• [WHAT NEEDS TO BE DONE]: Tally the lines that contain "html" and report the total alone.

• [SOURCE MATERIAL]:
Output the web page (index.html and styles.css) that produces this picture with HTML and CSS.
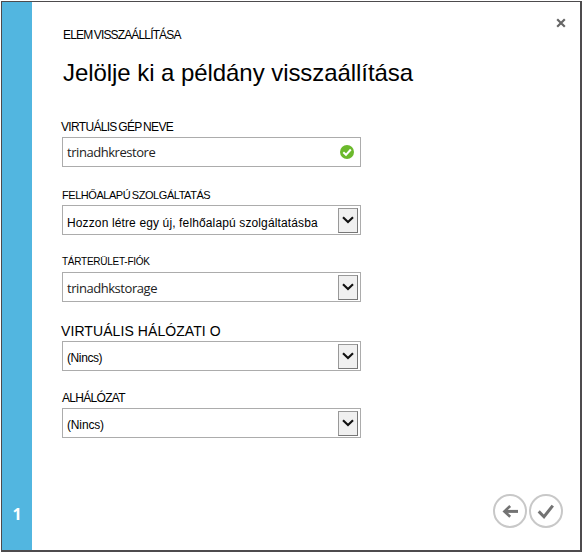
FILE: index.html
```
<!DOCTYPE html>
<html lang="hu">
<head>
<meta charset="utf-8">
<title>Elem visszaállítása</title>
<link rel="stylesheet" href="styles.css">
</head>
<body>
<div class="dialog">
  <aside class="steps"><span class="step">1</span></aside>
  <main class="content">
    <header class="top">
      <div class="eyebrow">ELEM VISSZAÁLLÍTÁSA</div>
      <svg class="close" width="10" height="10" viewBox="0 0 10 10"><path d="M1.2 1.3 8.8 8.7M8.8 1.3 1.2 8.7"/></svg>
    </header>
    <h1 class="title">Jelölje ki a példány visszaállítása</h1>
    <form class="form">
      <div class="field name">
        <label class="label"><span>VIRTUÁLIS GÉP NEVE</span></label>
        <div class="box"><span class="value native">trinadhkrestore</span>
          <svg class="valid" width="14" height="14" viewBox="0 0 14 14"><circle cx="7" cy="7" r="7"/><path d="M3.3 7.2 6 9.8 10.8 4.5"/></svg>
        </div>
      </div>
      <div class="field service">
        <label class="label"><span>FELHŐALAPÚ SZOLGÁLTATÁS</span></label>
        <div class="box"><span class="value">Hozzon létre egy új, felhőalapú szolgáltatásba</span>
          <span class="drop"><svg width="12" height="8" viewBox="0 0 12 8"><path d="M1 1.2 6 6 11 1.2"/></svg></span>
        </div>
      </div>
      <div class="field storage">
        <label class="label"><span>TÁRTERÜLET-FIÓK</span></label>
        <div class="box"><span class="value native">trinadhkstorage</span>
          <span class="drop"><svg width="12" height="8" viewBox="0 0 12 8"><path d="M1 1.2 6 6 11 1.2"/></svg></span>
        </div>
      </div>
      <div class="field network">
        <label class="label"><span>VIRTUÁLIS HÁLÓZATI O</span></label>
        <div class="box"><span class="value">(Nincs)</span>
          <span class="drop"><svg width="12" height="8" viewBox="0 0 12 8"><path d="M1 1.2 6 6 11 1.2"/></svg></span>
        </div>
      </div>
      <div class="field subnet">
        <label class="label"><span>ALHÁLÓZAT</span></label>
        <div class="box"><span class="value">(Nincs)</span>
          <span class="drop"><svg width="12" height="8" viewBox="0 0 12 8"><path d="M1 1.2 6 6 11 1.2"/></svg></span>
        </div>
      </div>
    </form>
    <footer class="actions">
      <svg width="34" height="34" viewBox="0 0 34 34"><circle cx="17" cy="17" r="16"/><path d="M25 17.4H12"/><path class="thin" d="M17.2 12 11.4 17.4 17.2 22.8"/></svg>
      <svg width="34" height="34" viewBox="0 0 34 34"><circle cx="17" cy="17" r="16"/><path d="M9.7 17.4 15 22.7 23.8 11.6"/></svg>
    </footer>
  </main>
</div>
</body>
</html>
```
FILE: styles.css
```
* { box-sizing: border-box; }
body {
  margin: 0;
  width: 583px;
  height: 553px;
  padding: 1px;
  background: #fff;
  font-family: "Liberation Sans", Arial, sans-serif;
  color: #000;
}
.dialog {
  display: flex;
  width: 581px;
  height: 551px;
  border: 1px solid #4d4b4d;
  border-right-width: 2px;
  border-bottom-width: 2px;
}
.steps {
  width: 30px;
  background: #52b6e0;
  display: flex;
  align-items: flex-end;
  justify-content: center;
  padding-bottom: 25px;
}
.step {
  color: #fff;
  font: bold 16px/22px "Open Sans", sans-serif;
}
.content {
  flex: 1;
  display: flex;
  flex-direction: column;
  padding: 16px 14px 22px 30px;
}
.top {
  display: flex;
  justify-content: space-between;
  height: 34px;
  padding-left: 1px;
}
.eyebrow {
  font-size: 12px;
  line-height: 34px;
  letter-spacing: -0.85px;
  word-spacing: -1px;
  white-space: nowrap;
}
.close { fill: none; stroke: #666; stroke-width: 2.2; }
.title {
  margin: 6px 0 0 1px;
  font-size: 24px;
  line-height: 30px;
  font-weight: 400;
  letter-spacing: -0.06px;
  white-space: nowrap;
}
.form { width: 299px; margin-top: 29px; }
.field { display: flex; flex-direction: column; height: 67px; }
.field.name { height: 68px; }
.field.storage { height: 69px; }
.label {
  height: 20px;
  font-size: 12px;
  line-height: 20px;
  white-space: nowrap;
}
.box {
  display: flex;
  align-items: center;
  justify-content: space-between;
  height: 30px;
  border: 1px solid #acacac;
  padding: 0 2px 0 4px;
}
.value { font-size: 12px; line-height: 16px; padding-top: 3px; white-space: nowrap; }
.value.native {
  font: 13px/16px "Open Sans", sans-serif;
  letter-spacing: -0.45px;
  color: #222;
  padding: 0;
}
.valid { margin-right: 4px; }
.valid circle { fill: #6bb92c; }
.valid path { fill: none; stroke: #fff; stroke-width: 2; }
.drop {
  width: 20px;
  height: 25px;
  display: flex;
  align-items: center;
  justify-content: center;
  background: #f0f0f0;
  border: 1px solid #999;
  border-right-color: #777;
  border-bottom-color: #777;
}
.drop path { fill: none; stroke: #111; stroke-width: 2.1; }
.name .label { margin-left: -1px; letter-spacing: -0.68px; word-spacing: -1px; }
.service .label { font-size: 11px; letter-spacing: -0.45px; word-spacing: -1px; }
.service .value { letter-spacing: 0.13px; padding-top: 6px; }
.storage .label { font-size: 10px; letter-spacing: -0.25px; }
.storage .value { padding-top: 2px; }
.network .label { margin-left: -1px; font-size: 14px; letter-spacing: 0.08px; }
.network .value { letter-spacing: -0.4px; }
.subnet .label { letter-spacing: -0.7px; }
.subnet .value { letter-spacing: -0.15px; }
.actions {
  display: flex;
  justify-content: flex-end;
  gap: 2px;
  margin: auto 3px 0 0;
}
.actions circle { fill: #fff; stroke: #c8c8c8; stroke-width: 2; }
.actions path { fill: none; stroke: #737373; stroke-width: 3; }
.actions .thin { stroke-width: 2.6; }
```
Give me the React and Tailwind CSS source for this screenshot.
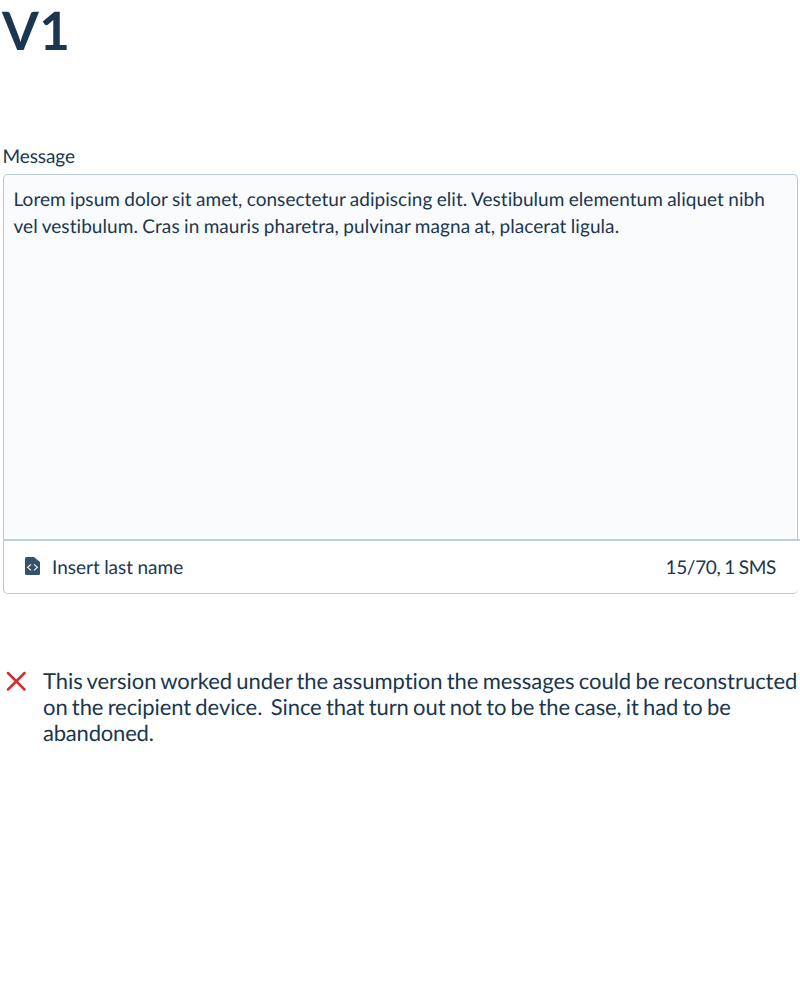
export default function App() {
  return (
    <main className="flex h-[996px] w-[800px] flex-col overflow-hidden bg-white font-['Lato',sans-serif] text-[#1a374f] [font-variant-ligatures:none] [text-rendering:geometricPrecision]">
      <h1 className="ml-[2px] h-[144px] text-[53px] leading-[62px] font-bold tracking-[0.5px]">V1</h1>
      <label className="ml-[2.5px] h-[30px] text-[19px] leading-[25px] tracking-[-0.1px]">Message</label>
      <section className="ml-[3px] h-[420px] w-[797px]">
        <div className="h-[365px] w-[795px] rounded-t-[5px] border border-b-0 border-[#b8c9d5] bg-[#fafbfd] pt-[11px] pl-[9.5px] text-[19px] leading-[27px] whitespace-nowrap">
          <p className="tracking-[0.045px] [word-spacing:-0.6px]">Lorem ipsum dolor sit amet, consectetur adipiscing elit. Vestibulum elementum aliquet nibh</p>
          <p className="tracking-[0.07px] [word-spacing:-0.6px]">vel vestibulum. Cras in mauris pharetra, pulvinar magna at, placerat ligula.</p>
        </div>
        <div className="h-[2px] w-[797px] bg-[#c0ced9]" />
        <div className="flex h-[53px] w-[795px] items-center rounded-b-[5px] border-b border-l border-[#b8c9d5] pr-[22px] pl-[21px] text-[19px]">
          <svg className="mb-[2px] h-[18px] w-[15px]" viewBox="0 0 15 18" fill="none">
            <path d="M1.5 0H9L15 5V16.5Q15 18 13.5 18H1.5Q0 18 0 16.5V1.5Q0 0 1.5 0Z" fill="#34536b" />
            <path d="M6 7.3L2.6 10.3L6 13.3M9 7.3L12.4 10.3L9 13.3" stroke="white" strokeWidth="1.1" />
          </svg>
          <span className="ml-[12px] pt-[2px] [word-spacing:-0.5px]">Insert last name</span>
          <span className="ml-auto pt-[2px] tracking-[-0.3px] [word-spacing:-0.9px]">15/70, 1 SMS</span>
        </div>
      </section>
      <section className="mt-[74px] flex">
        <svg className="mt-[3px] ml-[6px] h-[20px] w-[20px] shrink-0" viewBox="0 0 20 20">
          <path d="M2 2L18.5 18.5M18.5 2L2 18.5" stroke="#d12d2f" strokeWidth="2.5" strokeLinecap="round" />
        </svg>
        <div className="ml-[17px] text-[22px] leading-[26px] whitespace-pre">
          <p className="tracking-[-0.04px] [word-spacing:-1.3px]">This version worked under the assumption the messages could be reconstructed</p>
          <p className="tracking-[-0.08px] [word-spacing:-1.3px]">{"on the recipient device.  Since that turn out not to be the case, it had to be"}</p>
          <p className="tracking-[-0.2px]">abandoned.</p>
        </div>
      </section>
    </main>
  );
}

• [FINAL ANSWER]: 5